/ 8 September 2023

Why I chose but now question living in downtown Johannesburg

Ansteys In Rush Hour (1)
Joubert Street, Johannesburg: The author says there is nowhere else on earth that he would rather be. Photo: Scott Peter Smith

People often ask me, particularly in my working circles or some family members knowing my suburban roots, “Why do you live downtown? You have options you know.”

 “Yes, I know, but I like it,” I reply, often adding words such as vibrancy, bustle, experience or phrases like “keeping my feet on the ground”, “in touch”, “among the people”.

In mid-2010 I moved into the city. Not on the fringes, but almost Google map pinpoint centre of Johannesburg. On Joubert Street, the one exiting south of Park Station and leading right into Gandhi Square. One of the highest foot traffic streets in the city. 

I’ve loved it. My choice of residence has always been out in the bush, or skyscrapers. My work required the skyscrapers.

 But that is starting to change when it comes to inner-city Johannesburg. I’ve started asking myself the same question and the ready answers are harder to find. And it isn’t about recent events — fires, exploding streets or perception of a rising crime rate. It’s the feeling — the growing feeling that it is more difficult to live here because the municipality is making it harder to live here, either through simple absence or looking the other way.

 This lacklustre service delivery, this not-quite-knowing whether that service will be here tomorrow; the chunky and ineffective bureaucracy that makes it impossible to attempt any resolution of administrative matters. 

These things undermine anyone’s personal decision to live in the city. I use the word “decision” deliberately. The city should want people to decide to live here, not stumble into it and be stuck in the mud under the grind. 

But the perception from the municipality is that the inner city is not occupied by those people. Rather the city is occupied by migrants, the unemployed and unemployable and so the less valuable. It’s this perception that justifies the lack of urgency to respond to abandoned or soon-to-be-abandoned buildings and the almost inevitable hijacking — so allowing the problem to expand over the city.

Johannesburg isn’t even at war with its people. It’s more like a cold war. Just a lingering threat of potential disasters dealt with by pop-up politics, maladministration and shady enforcement. 

In these circumstances, the faint din of traffic and bustling people reaching me on the 15th floor becomes less of a comfort and more of a reminder of what is really going on out there.

I used to write about and take photographs of dark buildings when I first moved to the city. When I still had a deep need to learn how these streets worked. There are many examples, but just two blocks west of me was an occupied dark building. Less criminally hijacked, but slipping rapidly so early in the last decade. 

It started by falling behind on its rates, having a dysfunctional and weak body corporate, having rate agencies stealing from them through corruption and the city eventually turning off services. This leads to abandonment and then a ripeness for criminality.

The people in this building were not migrants or the desperately poor, or suspicious of the authorities. They were legitimate property owners, now finding themselves unable to protect their investments. And as the first dominoes fell, they were eventually threatened and bullied out of their homes as the building slipped into inevitable disrepair. 

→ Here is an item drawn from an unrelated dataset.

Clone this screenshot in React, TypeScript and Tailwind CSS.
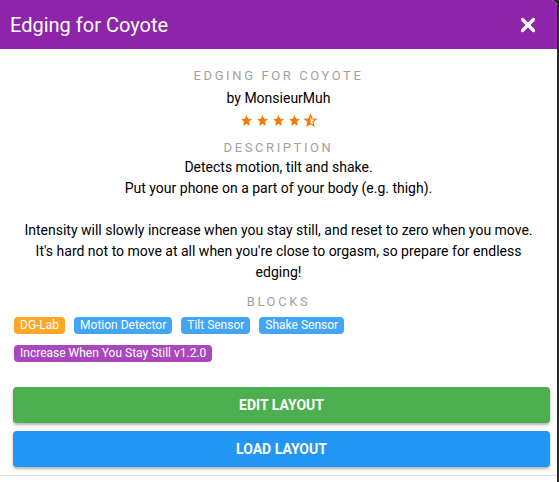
import { X } from 'lucide-react';

const STAR = 'M12 2l2.9 6.9 7.1.6-5.4 4.7 1.6 7.3L12 17.8 5.8 21.5l1.6-7.3L2 9.5l7.1-.6z';

function Star({ half = false }: { half?: boolean }) {
  return (
    <svg viewBox="0 0 24 24" className="w-[13px] h-[13px]">
      {half ? (
        <>
          <defs>
            <clipPath id="lefthalf">
              <rect x="0" y="0" width="12" height="24" />
            </clipPath>
          </defs>
          <path d={STAR} fill="none" stroke="#f57c00" strokeWidth="2.4" />
          <path d={STAR} fill="#f57c00" clipPath="url(#lefthalf)" />
        </>
      ) : (
        <path d={STAR} fill="#f57c00" />
      )}
    </svg>
  );
}

const chips = [
  { label: 'DG-Lab', color: 'bg-[#ffa726]' },
  { label: 'Motion Detector', color: 'bg-[#42a5f5]' },
  { label: 'Tilt Sensor', color: 'bg-[#42a5f5]' },
  { label: 'Shake Sensor', color: 'bg-[#42a5f5]' },
];

export default function App() {
  return (
    <div className="h-[482px] w-full bg-[#2a2a2a] font-['Roboto',sans-serif]">
      <div className="w-[557px] h-full bg-white rounded-tr-md overflow-hidden flex flex-col">
        {/* Header */}
        <div className="h-[49px] bg-[#8e24aa] flex items-center justify-between pl-[10px] pr-[18px] shrink-0">
          <h1 className="text-white text-[20px] leading-none">Edging for Coyote</h1>
          <X className="w-[22px] h-[22px] text-white" strokeWidth={3.5} />
        </div>

        {/* Body */}
        <div className="flex flex-col items-center pt-[18px] px-[13px]">
          <div className="text-[13px] tracking-[0.2em] text-[#a59f9b] leading-[18px]">EDGING FOR COYOTE</div>
          <div className="text-[14px] text-black leading-[20px] mt-[3px]">by MonsieurMuh</div>
          <div className="flex gap-[3px] mt-[6px] h-[13px] items-center">
            <Star />
            <Star />
            <Star />
            <Star />
            <Star half />
          </div>
          <div className="text-[13px] tracking-[0.2em] text-[#a59f9b] leading-[18px] mt-[12px]">DESCRIPTION</div>
          <div className="text-[14px] text-black leading-[21px] text-center">
            <p>Detects motion, tilt and shake.</p>
            <p>Put your phone on a part of your body (e.g. thigh).</p>
            <p>&nbsp;</p>
            <p>Intensity will slowly increase when you stay still, and reset to zero when you move.</p>
            <p>It's hard not to move at all when you're close to orgasm, so prepare for endless</p>
            <p>edging!</p>
          </div>
          <div className="text-[13px] tracking-[0.2em] text-[#a59f9b] leading-[18px] mt-[10px]">BLOCKS</div>
        </div>

        {/* Chips */}
        <div className="px-[14px] pt-[6px] flex flex-col gap-[11px]">
          <div className="flex gap-[9px]">
            {chips.map((c) => (
              <span
                key={c.label}
                className={`${c.color} text-white text-[12px] leading-[17px] px-[6px] rounded-[4px]`}
              >
                {c.label}
              </span>
            ))}
          </div>
          <div className="flex">
            <span className="bg-[#ab47bc] text-white text-[12px] leading-[17px] px-[6px] rounded-[4px]">
              Increase When You Stay Still v1.2.0
            </span>
          </div>
        </div>

        {/* Actions */}
        <div className="pl-[13px] pr-[7px] mt-[25px] flex flex-col gap-[8px]">
          <button className="h-[36px] w-full bg-[#4caf50] text-white text-[14px] font-bold rounded-[4px] shadow-[0_2px_3px_rgba(0,0,0,0.3)]">
            EDIT LAYOUT
          </button>
          <button className="h-[36px] w-full bg-[#2196f3] text-white text-[14px] font-bold rounded-[4px] shadow-[0_2px_3px_rgba(0,0,0,0.3)]">
            LOAD LAYOUT
          </button>
        </div>
        <div className="mt-[8px] border-t border-[#e0e0e0]" />
      </div>
    </div>
  );
}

The body corporate, then individual owners, once strong, get worn down by the sheer forces standing against them.

I, and my neighbours, are in the same predicament. Perhaps this is how is starts. Lift not working, empty flats around me, unable to be filled up because of the non-operating lift, a growing backlog of rates not being paid, inability to collect this backlog from property owners because of legal obstacles; a number of compounding problems. An ever-so-slight slippage, one month at a time.

But here we are. We are a little different, our body corporate and smaller select of trustees has some renewed vigour. We met again just earlier this week — talking about loans, solutions, special levies, how to fix the lift, our crumbling facade. It’s positive. We can still stop this. It is this action and behaviour we must expect to be supported by the city.

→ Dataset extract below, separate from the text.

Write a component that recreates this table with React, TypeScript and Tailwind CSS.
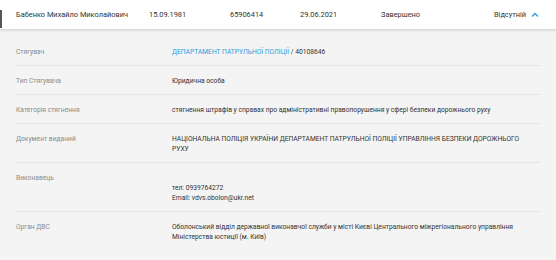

But just last month, my municipal rates doubled after an arbitrary and non-assessed increase in my property value by the city. Normally that should be considered a good thing, but it makes our problem of collecting rates and imposing special levies to solve our problems all the less affordable. We made our objections through the right channels before the assessment was made. These were ignored. Calls, even from lawyers, remain unanswered. For years most of the residents of the building have been trying to change our status from a business residence to a residential one — most people in my building are just that — residents. Home owners. This too, has proven impossible.

Is this a city trying to help itself? Is this the kind of behaviour we can expect from officials towards those who are choosing to invest in the city, buy homes, and still commit to live here? It seems so. Then how can we expect abandonment and hijacking to be curbed by this same municipality?

As I ponder whether to leave the city, to give up, knowing full well what the knock-on effect of my own abandonment can lead to, I still wonder how I can possibly be anywhere else and feel the same. 

Scott Peter Smith is the chief digital officer at the Mail & Guardian and a downtown Johannesburg survivor. He writes in his personal capacity.